Conservative commentator and author Ann Coulter painted a rather bleak picture of her future Friday while smashing U.S. senators Marco Rubio and Mike Lee for their insisting on a larger child care tax credit in the Republican Party’s tax bill.

Coulter, who’s gone back and forth with her support of President Donald Trump, borrowed the commander in chief’s favorite nickname for Florida’s Rubio and then sarcastically described her life as a single person as living in “quiet desperation.”

“We singles live empty lives of quiet desperation and will die alone,” she tweeted. “Now Rubio is demanding that we also fund happy families with children who fill their days with joy.”

And Coulter specifically took umbrage with the federal government rewarding individuals who choose to marry and/or have children.

“Govt imposes taxes to raise revenue. Senators Rubio & Lee think the income tax should be jimmied to reward certain people and behaviors,” Coulter said.

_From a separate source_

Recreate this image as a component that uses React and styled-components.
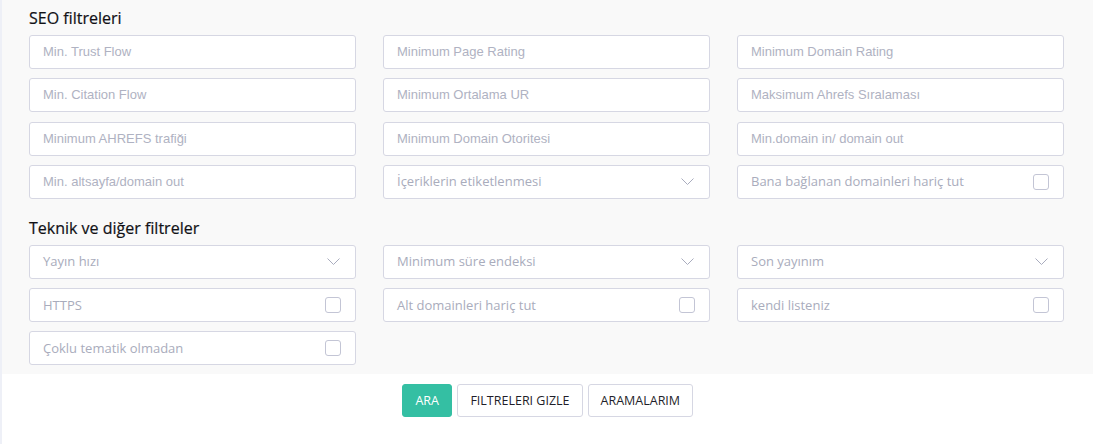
import styled, { createGlobalStyle } from 'styled-components';

const GlobalStyle = createGlobalStyle`
  html, body {
    margin: 0;
    padding: 0;
    background: #ffffff;
  }
  * { box-sizing: border-box; }
`

const Page = styled.div`
  min-height: 444px;
  border-left: 2px solid #eef0f7;
  background: #ffffff;
`
const Panel = styled.div`
  background: #f9f9f9;
  padding: 9px 28px 9px 27px;
`
const Heading = styled.h3`
  margin: ${p => (p.$first ? '0' : '20px')} 0 7px;
  font-family: "Open Sans", sans-serif;
  font-size: 16px;
  font-weight: 400;
  line-height: 19px;
  color: #111116;
  -webkit-text-stroke: 0.2px #111116;
`
const Grid = styled.div`
  display: grid;
  grid-template-columns: repeat(3, 327px);
  column-gap: 27px;
  row-gap: 9.3px;
`
const Field = styled.div`
  height: 34px;
  display: flex;
  align-items: center;
  justify-content: space-between;
  padding: 0 14px 0 13px;
  background: #ffffff;
  border: 1px solid #d6d7e3;
  border-radius: 3px;
`
const Placeholder = styled.span`
  font-family: ${p => (p.$plain ? '"Liberation Sans", Arial, sans-serif' : '"Open Sans", sans-serif')};
  font-size: 13px;
  color: ${p => (p.$plain ? '#afb2c2' : '#a9acbc')};
  white-space: nowrap;
  margin-top: -1px;
`
const Check = styled.span`
  width: 16px;
  height: 16px;
  border: 1px solid #c3c5d5;
  border-radius: 3px;
  background: #fff;
  flex: none;
`
const Actions = styled.div`
  display: flex;
  justify-content: center;
  gap: 5px;
  padding-top: 10px;
`
const Button = styled.button`
  height: 33px;
  padding: 0 ${p => p.$pad || 12}px;
  font-family: "Open Sans", sans-serif;
  font-size: 12.5px;
  text-transform: uppercase;
  border-radius: 3px;
  border: 1px solid ${p => (p.$primary ? '#34bfa3' : '#d6d7e3')};
  background: ${p => (p.$primary ? '#34bfa3' : '#ffffff')};
  color: ${p => (p.$primary ? '#ffffff' : '#1f1f2a')};
  cursor: pointer;
`

const Chevron = () => (
  <svg width="13" height="7" viewBox="0 0 13 7" fill="none" style={{ marginRight: 1 }}>
    <path d="M0.5 0.5l6 6 6-6" stroke="#a9acbe" strokeWidth="1" />
  </svg>
)

const seo = [
  { t: 'Min. Trust Flow' },
  { t: 'Minimum Page Rating' },
  { t: 'Minimum Domain Rating' },
  { t: 'Min. Citation Flow' },
  { t: 'Minimum Ortalama UR' },
  { t: 'Maksimum Ahrefs Sıralaması' },
  { t: 'Minimum AHREFS trafiği' },
  { t: 'Minimum Domain Otoritesi' },
  { t: 'Min.domain in/ domain out' },
  { t: 'Min. altsayfa/domain out' },
  { t: 'İçeriklerin etiketlenmesi', kind: 'select' },
  { t: 'Bana bağlanan domainleri hariç tut', kind: 'check' },
]

const tech = [
  { t: 'Yayın hızı', kind: 'select' },
  { t: 'Minimum süre endeksi', kind: 'select' },
  { t: 'Son yayınım', kind: 'select' },
  { t: 'HTTPS', kind: 'check' },
  { t: 'Alt domainleri hariç tut', kind: 'check' },
  { t: 'kendi listeniz', kind: 'check' },
  { t: 'Çoklu tematik olmadan', kind: 'check' },
]

const FilterField = ({ t, kind }) => (
  <Field>
    <Placeholder $plain={!kind}>{t}</Placeholder>
    {kind === 'select' && <Chevron />}
    {kind === 'check' && <Check />}
  </Field>
)

export default function App() {
  return (
    <Page>
      <GlobalStyle />
      <Panel>
        <Heading $first>SEO filtreleri</Heading>
        <Grid>
          {seo.map(f => <FilterField key={f.t} {...f} />)}
        </Grid>
        <Heading>Teknik ve diğer filtreler</Heading>
        <Grid>
          {tech.map(f => <FilterField key={f.t} {...f} />)}
        </Grid>
      </Panel>
      <Actions>
        <Button $primary $pad={12}>Ara</Button>
        <Button $pad={12.5}>Filtreleri gizle</Button>
        <Button $pad={11.5}>Aramalarım</Button>
      </Actions>
    </Page>
  )
}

Coulter is well known for bringing her personal life onto her Twitter page. In July, she blasted Delta airlines for making her leave a seat with extra legroom even though she had paid for the seat. Coulter also insulted staff members and other Delta customers.

Coulter then accused the airline’s staff of conspiring against or targeting her to make her trip more difficult.

Coulter’s commentary came after Republicans had conceded to Rubio and Lee’s holdout Friday as they push to pass the first major piece of legislation in Trump’s first year in office.

The senators wanted to raise the refundable amount for the child tax credit, and Republicans abided by upping the amount to $1,400 out of the $2,000 per-child credit, according to The Wall Street Journal.

Rubio threatened Thursday to vote no against the GOP’s attempt to overhaul the tax code.

"I've been pretty consistent in my communications on this issue and that is I want us to see the refundable portion of the child tax credit increased from its current number," the former Republican presidential candidate told reporters. "If it stays at $1,100, I'm a 'no.' Let's hope it doesn't."

Utah’s Lee, too, expressed unease about the bill Thursday, with his spokesperson telling NBC that he was “undecided.”

Rubio has now reportedly moved to a “yes” on the tax bill, according to CNBC. However, polls indicate the measure is wildly unpopular among Americans despite Republican claims that it will help lower- and middle-income families and individuals.